Ocasio-Cortez political platform is guided, first and foremost, by her own ethics: “In a society that is materially and logistically and in every way capable of ensuring people are paid a dignified wage, have healthcare, have access to an education and opportunity if that is materially possible,” she told the press, “I feel like we are morally compelled to make it so.”

A signature Ocasio-Cortez platform proposal is what she calls a universal jobs guarantee. Under this proposal the federal government would promise to give a job to every American who could not find one.

Critics claim it would be hard to operate and could hurt businesses by draining them of a low pay workforce, but proponents say it would end unemployment and exert significant upward pressure on wages.

Ocasio-Cortez is also proposing a $15 an hour minimum wage. In 2018 this is far from revolutionary stuff.

So it's important to consider the mixed message that Republicans are sending us, which is that there's no money to uplift American workers but no limit when it comes to the rich.

Does that sound like a sustainable economic and political model to you? If it does, then you must be one of the few, the very lucky few.

Recall how deregulation in the financial industry (which Trump is now unleashing again) permitted the banks to engage in hedge fund trading with derivatives which lead to the financial crisis of 2007-2008.

Banks  demanded more mortgages to support the profitable sale of these derivatives. Ordinary people who ordinarily didn't qualify for mortgages were suddenly being offered predatory loans they couldn't understand and couldn't hope to pay back.

When the books overheated that created the financial crisis that led to the Great Recession. The same thing happened in Ireland. The Irish banking industry collapsed sticking the Irish taxpayer with the eye-popping bill. The country is still far from paying off the 67.5 billion EU-IMF bailout package after the Irish banking and property sectors crashed.

But those crashes did more than damage the economy. The worst damage was done to the public compact, to the foolish belief that our political and economic leaders had our common welfare in mind. Clearly they did not.

All of the probes into the bank fraud leading up to the financial industry’s crash were all quietly closed. None of the Wall Street executives were ever punished for their misdeeds. They walked between the raindrops. It was the tax payers got shafted with the bill and the endless austerity.

So in 2008 the banking and finance industries showed us all who the economy really works for and it reminded us who pays for it. In the process they also finally interred the long ailing American Dream and walked away, betraying the public trust, and leaving us feeling like fools for having believed any of these false promises.

Are we to be told over and over that our education, our health care, our living wage, our pensions, our dreams, are now and will always be completely unaffordable?

So far we have accepted it without protest.

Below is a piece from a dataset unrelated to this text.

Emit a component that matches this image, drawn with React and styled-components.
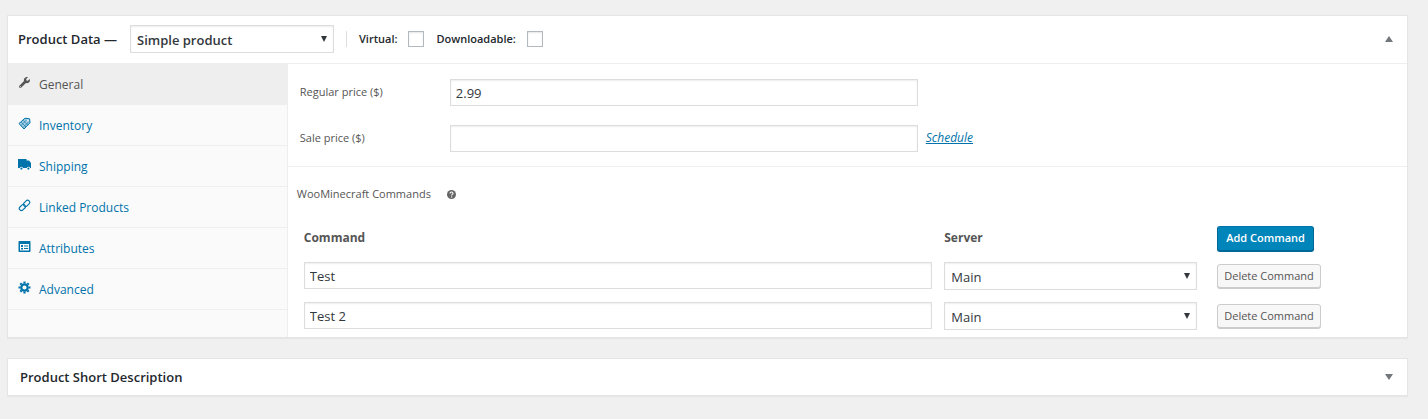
import React from 'react';
import styled, { createGlobalStyle } from 'styled-components';
import { FaWrench } from 'react-icons/fa';

const GlobalStyle = createGlobalStyle`
  *, *::before, *::after { box-sizing: border-box; }
  body {
    margin: 0;
    background: #f0f0f0;
    color: #444;
    font-family: "Open Sans", "Noto Sans", sans-serif;
    font-size: 13px;
    line-height: 18px;
  }
  input, select, button { font-family: inherit; margin: 0; }
`;

const Page = styled.main`
  display: flex;
  flex-direction: column;
  gap: 20px;
  padding: 15px 20px 20px 7px;
`;

const Panel = styled.section`
  background: #fff;
  border: 1px solid #e5e5e5;
  box-shadow: 0 1px 1px rgba(0, 0, 0, 0.04);
`;

const PanelHeader = styled.header`
  display: flex;
  align-items: center;
  min-height: ${(p) => (p.$tall ? 48 : 36)}px;
  padding: ${(p) => (p.$tall ? '0 13px 2px 10px' : '0 13px 0 12px')};
  border-bottom: ${(p) => (p.$tall ? '1px solid #eee' : '0')};
`;

const Title = styled.h2`
  margin: 0;
  color: #23282d;
  font-size: 13px;
  font-weight: 600;
  white-space: nowrap;
`;

const Toggle = styled.button`
  display: flex;
  margin-left: auto;
  padding: 0;
  border: 0;
  background: none;
  color: #72777c;
`;

const SelectBox = styled.div`
  position: relative;
  width: ${(p) => p.$width || '100%'};
  margin-left: ${(p) => p.$indent || 0}px;
`;

const Select = styled.select`
  display: block;
  width: 100%;
  height: 28px;
  padding: 2px 24px 0 6px;
  border: 1px solid #ddd;
  border-radius: 0;
  background: #fff;
  box-shadow: inset 0 1px 2px rgba(0, 0, 0, 0.07);
  color: #32373c;
  font-size: 13px;
  font-weight: ${(p) => (p.$strong ? 600 : 400)};
  appearance: none;
`;

const SelectArrow = styled.svg`
  position: absolute;
  top: 11px;
  right: 7px;
  pointer-events: none;
`;

const TypeOptions = styled.div`
  display: flex;
  gap: 12px;
  height: 16px;
  margin-left: 12px;
  padding-left: 12px;
  border-left: 1px solid #ddd;
`;

const CheckLabel = styled.label`
  display: flex;
  align-items: center;
  gap: 11px;
  color: #23282d;
  font-size: 11px;
  font-weight: 600;
`;

const Checkbox = styled.input`
  width: 16px;
  height: 16px;
  border: 1px solid #b4b9be;
  background: #fff;
  box-shadow: inset 0 1px 2px rgba(0, 0, 0, 0.1);
  appearance: none;
`;

const PanelBody = styled.div`
  display: flex;
`;

const Tabs = styled.nav`
  flex: 0 0 20%;
  border-right: 1px solid #eee;
  background: #fafafa;
`;

const Tab = styled.a`
  display: flex;
  gap: 8px;
  height: 41px;
  padding: 11px 10px 0;
  border-bottom: 1px solid #eee;
  background: ${(p) => (p.$active ? '#eee' : 'transparent')};
  color: ${(p) => (p.$active ? '#555' : '#0073aa')};
  font-size: 12px;
  line-height: 20px;
  text-decoration: none;
  svg { flex: none; width: 13px; height: 13px; margin-top: 1px; }
`;

const Content = styled.div`
  flex: 1;
  min-width: 0;
`;

const Prices = styled.div`
  display: flex;
  flex-direction: column;
  gap: 19px;
  padding: 15px 12px 14px;
  border-bottom: 1px solid #eee;
`;

const Field = styled.div`
  display: flex;
  align-items: center;
  gap: 8px;
`;

const FieldLabel = styled.label`
  flex: 0 0 142px;
  padding-bottom: 2px;
  color: #555;
  font-size: 11px;
`;

const TextInput = styled.input`
  display: block;
  flex: 0 1 468px;
  width: 100%;
  min-width: 0;
  height: 27px;
  padding: 0 5px;
  border: 1px solid #ddd;
  background: #fff;
  box-shadow: inset 0 1px 2px rgba(0, 0, 0, 0.07);
  color: #32373c;
  font-size: 13px;
`;

const Schedule = styled.a`
  padding-bottom: 2px;
  color: #0073aa;
  font-size: 12px;
  font-style: italic;
`;

const CommandsHeading = styled.div`
  display: flex;
  align-items: center;
  gap: 16px;
  padding: 18px 9px 16px;
  color: #555;
  font-size: 11px;
`;

const CommandTable = styled.table`
  width: calc(100% - 15px);
  margin: 0 5px 2px 10px;
  border-collapse: collapse;
  table-layout: fixed;
  th, td { height: 40px; padding: 7px 6px 5px; text-align: left; vertical-align: top; }
  th { height: 36px; padding: 2px 6px 0; color: #555; font-size: 12px; font-weight: 700; vertical-align: middle; }
  th:nth-child(1) { width: 58%; }
  th:nth-child(2) { width: 24%; }
  th:nth-child(3), td:nth-child(3) { padding-left: 14px; }
  td:nth-child(3) { padding-top: 9px; }
`;

const Button = styled.button`
  display: block;
  height: ${(p) => (p.$primary ? 25 : 24)}px;
  padding: 0 ${(p) => (p.$primary ? 8 : 6)}px 1px;
  border: 1px solid;
  border-color: ${(p) => (p.$primary ? '#0073aa #006799 #006799' : '#ccc')};
  border-radius: 3px;
  background: ${(p) => (p.$primary ? '#0085ba' : '#f7f7f7')};
  box-shadow: 0 1px 0 ${(p) => (p.$primary ? '#006799' : '#ccc')};
  color: ${(p) => (p.$primary ? '#fff' : '#555')};
  font-size: 11px;
  font-weight: ${(p) => (p.$primary ? 600 : 400)};
  white-space: nowrap;
`;

const TagIcon = () => (
  <svg viewBox="0 0 13 13" fill="none" stroke="currentColor">
    <path d="M1 6.5 7 1.2 11.6 1.8 12 5.8 6 12Z" fill="#a5cce0" strokeLinejoin="round" />
    <path d="M3 5 8 10M5 3.2 10 8.2M3 8.5 8.5 3M5 10.5 10.5 5" strokeWidth=".6" />
    <circle cx="10" cy="3.2" r=".8" fill="#fff" stroke="none" />
  </svg>
);

const TruckIcon = () => (
  <svg viewBox="0 0 13 13" fill="currentColor">
    <path d="M0 1h8.5v1.5H11l2 2.5v5h-.9a1.7 1.7 0 0 0-3.3 0H5a1.7 1.7 0 0 0-3.2 0H0Z" />
    <circle cx="3.4" cy="10.6" r="1.1" />
    <circle cx="10.4" cy="10.6" r="1.1" />
  </svg>
);

const LinkIcon = () => (
  <svg viewBox="0 0 13 13" fill="none" stroke="currentColor" strokeWidth="1.1">
    <rect x="5.1" y="2.2" width="7" height="4.2" rx="2.1" transform="rotate(-45 8.6 4.3)" />
    <rect x="0.9" y="6.4" width="7" height="4.2" rx="2.1" transform="rotate(-45 4.4 8.5)" />
  </svg>
);

const ListIcon = () => (
  <svg viewBox="0 0 13 13">
    <rect x=".5" y="1" width="12" height="11" rx=".8" fill="currentColor" />
    <path d="M2 4h9v6.5H2Z" fill="#fafafa" />
    <path d="M3 5h2v2H3zM3 8h2v1.5H3zM6 5.5h4.2v1H6zM6 8h4.2v1H6z" fill="currentColor" />
  </svg>
);

const GearIcon = () => (
  <svg viewBox="0 0 13 13" fill="none" stroke="currentColor">
    <circle cx="6.5" cy="6.5" r="3.2" strokeWidth="2.2" />
    <path d="M6.5 .5v2M6.5 10.5v2M.5 6.5h2M10.5 6.5h2M2.3 2.3l1.3 1.3M9.4 9.4l1.3 1.3M2.3 10.7l1.3-1.3M9.4 3.6l1.3-1.3" strokeWidth="2.2" />
  </svg>
);

const WrenchIcon = () => (
  <svg viewBox="0 0 13 13">
    <FaWrench x="1" y="1" size={11} style={{ width: 11, height: 11 }} />
  </svg>
);

const HelpIcon = () => (
  <svg width="9" height="9" viewBox="0 0 9 9" role="img" aria-label="Help">
    <circle cx="4.5" cy="4.5" r="4.5" fill="#666" />
    <path d="M3 3.6C3 1.6 6 1.6 6 3.4 6 4.4 4.6 4.3 4.6 5.4" fill="none" stroke="#fff" strokeWidth="1.1" />
    <circle cx="4.6" cy="6.9" r=".7" fill="#fff" />
  </svg>
);

const Arrow = () => (
  <SelectArrow width="6" height="6" viewBox="0 0 6 6" aria-hidden="true">
    <path d="M0 0h6L3 6Z" fill="#32373c" />
  </SelectArrow>
);

const Collapse = ({ open, label }) => (
  <Toggle type="button" aria-label={label} aria-expanded={open}>
    <svg width="10" height="6" viewBox="0 0 10 6" fill="currentColor">
      <path d={open ? 'M5 0 9 6H1Z' : 'M1 0h8L5 6Z'} />
    </svg>
  </Toggle>
);

const tabs = [
  ['General', WrenchIcon],
  ['Inventory', TagIcon],
  ['Shipping', TruckIcon],
  ['Linked Products', LinkIcon],
  ['Attributes', ListIcon],
  ['Advanced', GearIcon],
];

const commands = ['Test', 'Test 2'];

export default function App() {
  return (
    <>
      <GlobalStyle />
      <Page>
        <Panel>
          <PanelHeader $tall>
            <Title>Product Data —</Title>
            <SelectBox $width="204px" $indent={13}>
              <Select $strong aria-label="Product type">
                <option>Simple product</option>
              </Select>
              <Arrow />
            </SelectBox>
            <TypeOptions>
              <CheckLabel>Virtual: <Checkbox type="checkbox" /></CheckLabel>
              <CheckLabel>Downloadable: <Checkbox type="checkbox" /></CheckLabel>
            </TypeOptions>
            <Collapse open label="Toggle product data" />
          </PanelHeader>
          <PanelBody>
            <Tabs>
              {tabs.map(([name, Icon], i) => (
                <Tab key={name} href="#" $active={i === 0}>
                  <Icon />
                  {name}
                </Tab>
              ))}
            </Tabs>
            <Content>
              <Prices>
                <Field>
                  <FieldLabel htmlFor="regular">Regular price ($)</FieldLabel>
                  <TextInput id="regular" type="text" defaultValue="2.99" />
                </Field>
                <Field>
                  <FieldLabel htmlFor="sale">Sale price ($)</FieldLabel>
                  <TextInput id="sale" type="text" />
                  <Schedule href="#">Schedule</Schedule>
                </Field>
              </Prices>
              <CommandsHeading>
                WooMinecraft Commands
                <HelpIcon />
              </CommandsHeading>
              <CommandTable>
                <thead>
                  <tr>
                    <th>Command</th>
                    <th>Server</th>
                    <th><Button type="button" $primary>Add Command</Button></th>
                  </tr>
                </thead>
                <tbody>
                  {commands.map((command) => (
                    <tr key={command}>
                      <td><TextInput type="text" aria-label="Command" defaultValue={command} /></td>
                      <td>
                        <SelectBox>
                          <Select aria-label="Server"><option>Main</option></Select>
                          <Arrow />
                        </SelectBox>
                      </td>
                      <td><Button type="button">Delete Command</Button></td>
                    </tr>
                  ))}
                </tbody>
              </CommandTable>
            </Content>
          </PanelBody>
        </Panel>
        <Panel>
          <PanelHeader>
            <Title>Product Short Description</Title>
            <Collapse open={false} label="Toggle product short description" />
          </PanelHeader>
        </Panel>
      </Page>
    </>
  );
}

Trump came to power by claiming the political system was rigged. He was right. But voters put him and his family of immoral grifters in power and they immediately stripped away the last remnants of the social net with their historic tax giveaways to the already rich.

So we have to get smarter about where we direct our anger and who we elect. Our lives and futures depend on it now. Alexandria Ocasio-Cortez knows this and her election is a signal that that time is rapidly approaching. She's a symbol of the change yet to come.